The person who has held them up and fortified their fantasy.
This person is extremely important to the narcissist because THEY make the NARCISSIST’S WORLD GO ROUND.
It is a compromised and one-sided union and one which demands an explanation.
This unhealthy relationship can be described in just three words for both the narcissist and their enabler.
The narcissist’s limited vocabulary is comprised of three action words.
Control, Punish, and Win
It’s important to reiterate these verbs. Control, punish and win. They sound so simple. Yet these words can prove to be enough to destroy the narcissist’s enabler should the enabler choose to try and free them self from the fragile bully.
The terrible thing about being an enabler is one makes themselves powerless to the bully.
Even worse? The irony because the enabler is far stronger than the narcissist. Yet, they have allowed their caring tendencies to put them in a compromising situation.
The enabler’s three vocabulary words are anything but action words. They are the enabler’s reaction to the narcissist’s vocabulary.
The enabler does not live in a world of verbs. They live in a world of feelings. Of responses to the abuse.
Lonely, Crazy, and Powerless
The enabler has ironically, allowed a fragile ego-ed bully to dominate their lives. The narcissist inflicts the action words of control, punish and win and the enabler reacts feeling lonely, crazy and powerless.
In the past few years, there has been considerable, talk of bullying.
The conversation needs to widen.

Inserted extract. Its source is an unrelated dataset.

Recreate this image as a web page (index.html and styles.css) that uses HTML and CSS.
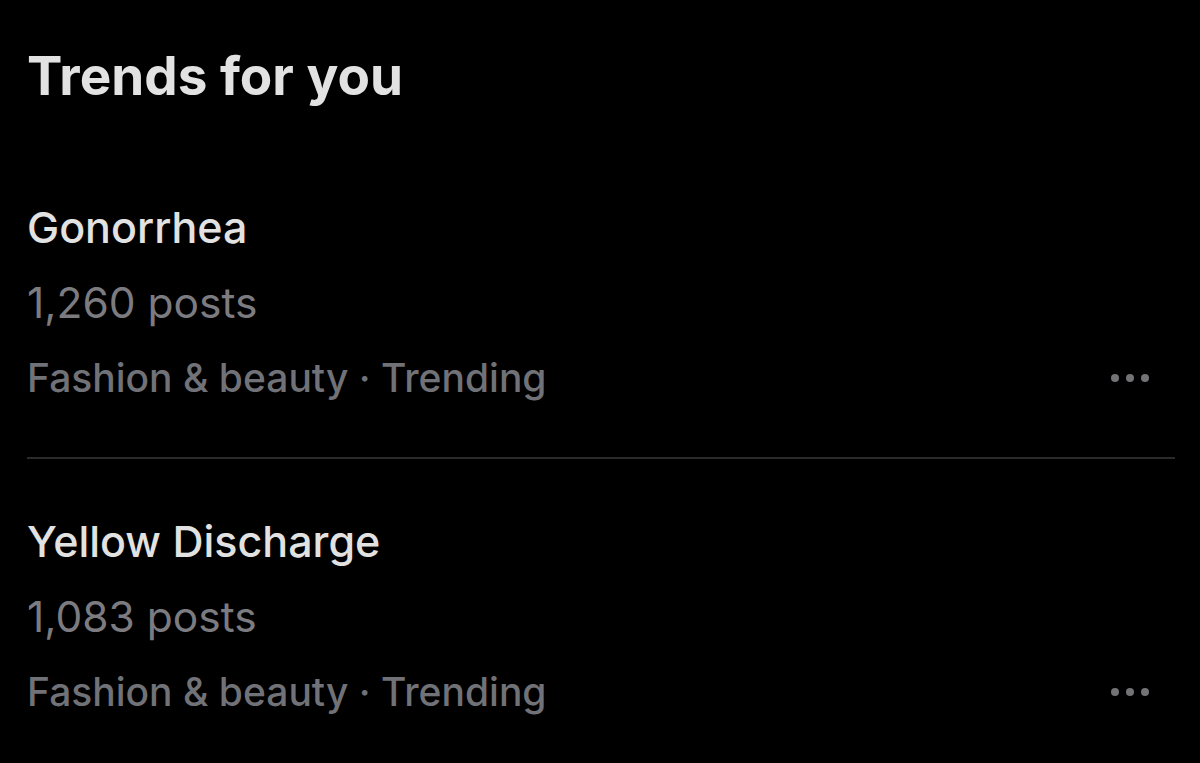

Child bullies turn into adult bullies.
There are no measures in place to combat adult bullying. Consider how difficult it is to squash out bullying among children even with parental, school and societal measures to attempt to combat it.
As adults, narcissists are shamelessly hurting not just their peers, but the children who are caught in the crosshairs of the narcissistic spousal relationship.
Only sadly, very few people are elevating the conversation.